┌─ STORED DATA

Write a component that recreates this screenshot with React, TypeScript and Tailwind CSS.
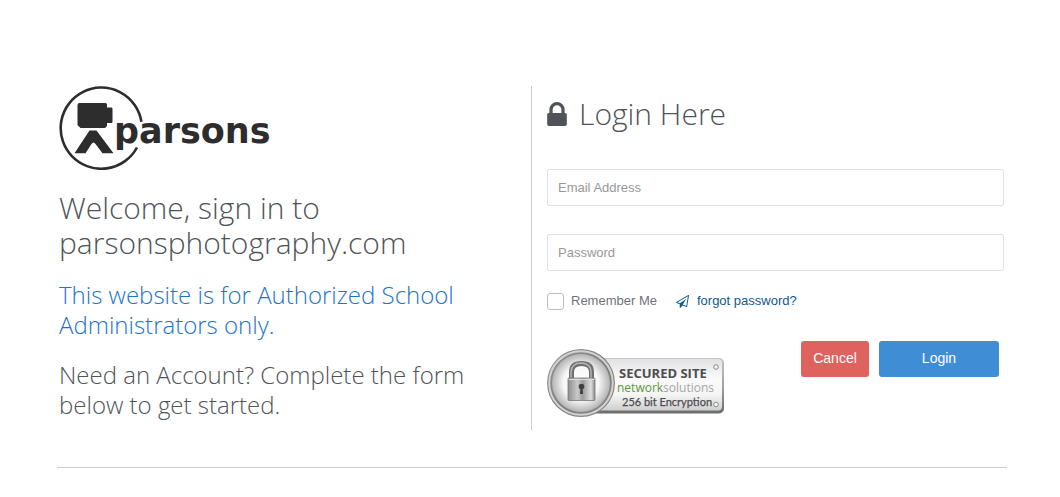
import React from "react";

function ParsonsLogo() {
  return (
    <svg
      role="img"
      aria-label="Parsons"
      viewBox="0 0 216 84"
      className="block h-[84px] w-[216px] max-w-full"
      fill="#2d2d2d"
    >
      <path
        d="M82.4 35.8A40.6 40.6 0 1 0 78 61.500"
        fill="none"
        stroke="#2d2d2d"
        strokeWidth="2.6"
      />
      <path d="M20.500 17H46.500Q48 17 48 18.500V21.500H52.500Q53.500 21.500 53.500 23V35.500Q53.500 37 52.500 37H48V40L46 42H21.500L18.500 39V19Q18.500 17 20.500 17Z" />
      <path d="M30.500 44.500H37.500L54.500 67.300H43.500L36.500 58Q34.500 55 32.500 58L26.500 67.300H15.500Z" />
      <text
        x="55"
        y="57"
        fontFamily="'DejaVu Sans', sans-serif"
        fontSize="35"
        fontWeight="700"
      >
        parsons
      </text>
    </svg>
  );
}

function LockIcon() {
  return (
    <svg
      aria-hidden="true"
      viewBox="0 128 1152 1408"
      className="h-6 w-5 shrink-0"
      fill="currentColor"
    >
      <path d="M320 768h512V576q0-106-75-181t-181-75-181 75-75 181v192zm832 96v576q0 40-28 68t-68 28H96q-40 0-68-28t-28-68V864q0-40 28-68t68-28h32V576q0-184 132-316t316-132 316 132 132 316v192h32q40 0 68 28t28 68z" />
    </svg>
  );
}

function PlaneIcon() {
  return (
    <svg
      aria-hidden="true"
      viewBox="0 0 1792 1792"
      className="h-[13px] w-[13px] shrink-0"
      fill="currentColor"
    >
      <path d="M1764 11q33 24 27 64l-256 1536q-5 29-32 45-14 8-31 8-11 0-24-5l-527-215-298 327q-18 21-47 21-14 0-23-4-19-7-30-23.500t-11-36.500v-452l-472-193q-37-14-40-55-3-39 32-59l1664-960q35-21 68 2zm-342 1499l221-1323-1434 827 336 137 863-639-478 797z" />
    </svg>
  );
}

function SecureBadge() {
  return (
    <svg
      role="img"
      aria-label="Secured site, Network Solutions, 256 bit encryption"
      viewBox="0 0 178 68"
      className="block h-[68px] w-[178px] shrink-0"
    >
      <defs>
        <linearGradient id="plate" x1="0" y1="0" x2="0" y2="1">
          <stop offset="0" stopColor="#e2e2e4" />
          <stop offset="0.400" stopColor="#fbfbfb" />
          <stop offset="0.700" stopColor="#f4f4f4" />
          <stop offset="1" stopColor="#cfcfcf" />
        </linearGradient>
        <linearGradient id="edge" x1="0" y1="0" x2="0" y2="1">
          <stop offset="0" stopColor="#c4c4c6" />
          <stop offset="0.500" stopColor="#a2a2a2" />
          <stop offset="1" stopColor="#6c6c6c" />
        </linearGradient>
        <linearGradient id="ring" x1="0" y1="0" x2="1" y2="1">
          <stop offset="0" stopColor="#9a9a9a" />
          <stop offset="0.500" stopColor="#7d7d7d" />
          <stop offset="1" stopColor="#8c8c8c" />
        </linearGradient>
        <radialGradient id="dial">
          <stop offset="0" stopColor="#ffffff" />
          <stop offset="0.600" stopColor="#f8f8f8" />
          <stop offset="1" stopColor="#b4b4b4" />
        </radialGradient>
        <linearGradient id="body" x1="0" y1="0" x2="1" y2="0">
          <stop offset="0" stopColor="#8e8e8e" />
          <stop offset="0.350" stopColor="#c9c9c9" />
          <stop offset="0.550" stopColor="#9c9c9c" />
          <stop offset="0.850" stopColor="#dedede" />
          <stop offset="1" stopColor="#8a8a8a" />
        </linearGradient>
      </defs>
      <rect x="34" y="9" width="143" height="55.500" rx="5" fill="url(#edge)" />
      <rect x="35" y="10" width="140" height="51.500" rx="4" fill="url(#plate)" />
      <circle cx="34" cy="34" r="34" fill="url(#ring)" />
      <circle cx="34" cy="34" r="31.800" fill="none" stroke="#d2d2d2" strokeWidth="2" />
      <circle cx="34" cy="34" r="29" fill="url(#dial)" />
      <path
        d="M24.500 31V23Q24.500 14.500 34.500 14.500T44.500 23V31"
        fill="none"
        stroke="#6f6f6f"
        strokeWidth="5"
      />
      <path
        d="M24 30V23Q24.500 14 34.500 14Q44 14.500 44 23V30"
        fill="none"
        stroke="#b5b5b5"
        strokeWidth="1.500"
      />
      <rect x="21" y="29" width="27" height="22.500" rx="1" fill="url(#body)" stroke="#777777" strokeWidth="0.800" />
      <path d="M21.500 30.500H47.500" stroke="#dddddd" strokeWidth="1" />
      <circle cx="34.500" cy="37.500" r="2.800" fill="#3f3f3f" />
      <path d="M33.500 38H35.500L36 45H33Z" fill="#3f3f3f" />
      <circle cx="169" cy="18" r="2.300" fill="#f4f4f4" stroke="#8a8a8a" strokeWidth="1" />
      <circle cx="169" cy="55.500" r="2.300" fill="#f4f4f4" stroke="#8a8a8a" strokeWidth="1" />
      <text x="72" y="29" fill="#4d4d4f" fontFamily="'Open Sans', sans-serif" fontSize="13" fontWeight="700">
        SECURED SITE
      </text>
      <text x="70" y="43" fill="#5b9a37" fontFamily="'Open Sans', sans-serif" fontSize="12" fontWeight="500">
        network<tspan fill="#a6a6a8" fontWeight="400">solutions</tspan>
      </text>
      <text x="75" y="57" fill="#4d4d4f" fontFamily="Lato, sans-serif" fontSize="11" fontWeight="400" stroke="#4d4d4f" strokeWidth="0.250">
        256 bit Encryption
      </text>
    </svg>
  );
}

const fieldClass =
  "block h-[37px] w-full rounded-xs border border-[#e2e2e2] bg-white px-[10px] text-[13px] text-[#555] placeholder:text-[#999] focus:outline-none focus:border-[#3f8ed5]";

export default function App() {
  return (
    <main className="bg-white pr-[53px] pl-[57px] pt-[86px] font-['Liberation_Sans',Arial,sans-serif] text-[13px] text-[#505458]">
      <div className="grid grid-cols-2 border-b border-[#cccccc] pb-[37px]">
        <section className="border-r border-[#cccccc] pb-[10px] pl-[2px] font-['Open_Sans',sans-serif] font-light">
          <ParsonsLogo />
          <h1 className="mt-5 text-[30px] leading-[35px]">
            Welcome, sign in to
            <br />
            parsonsphotography.com
          </h1>
          <p className="mt-5 text-[24px] leading-[30px] text-[#1c74cc]">
            This website is for Authorized School
            <br />
            Administrators only.
          </p>
          <p className="mt-5 text-[24px] leading-[30px]">
            Need an Account? Complete the form
            <br />
            below to get started.
          </p>
        </section>

        <form
          className="pl-[15px] pr-[3px]"
          onSubmit={(event) => event.preventDefault()}
        >
          <h2 className="flex items-center gap-3 pt-[10px] font-['Open_Sans',sans-serif] text-[30px] leading-[35px] font-light">
            <LockIcon />
            Login Here
          </h2>
          <input
            type="email"
            aria-label="Email Address"
            placeholder="Email Address"
            className={`${fieldClass} mt-[38px]`}
          />
          <input
            type="password"
            aria-label="Password"
            placeholder="Password"
            className={`${fieldClass} mt-7`}
          />
          <div className="mt-5 flex h-5 items-center">
            <input
              id="remember"
              type="checkbox"
              className="h-[17px] w-[17px] appearance-none rounded-[3px] border border-[#b9bec5] bg-white checked:bg-[#3f8ed5]"
            />
            <label htmlFor="remember" className="ml-[7px] text-[#6f7379]">
              Remember Me
            </label>
            <a href="#forgot" className="ml-[19px] flex items-center gap-2 text-[#0d5a8f]">
              <PlaneIcon />
              forgot password?
            </a>
          </div>
          <div className="mt-[30px] flex items-start justify-between">
            <div className="pt-2">
              <SecureBadge />
            </div>
            <div className="flex gap-[10px] pr-[5px] text-[14px] text-white">
              <button type="button" className="h-9 w-[68px] rounded-[3px] bg-[#e0625e] pb-[2px]">
                Cancel
              </button>
              <button type="submit" className="h-9 w-[120px] rounded-[3px] bg-[#3f8ed5] pb-[2px]">
                Login
              </button>
            </div>
          </div>
        </form>
      </div>
    </main>
  );
}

└─

* AIM OF THE EXERCISE
Give again exactly the lines running from the beginning of the material above through the line that contains "import React from", and leave out every picture.

* EXERCISE OUTPUT
Write a component that recreates this screenshot with React, TypeScript and Tailwind CSS.
import React from "react";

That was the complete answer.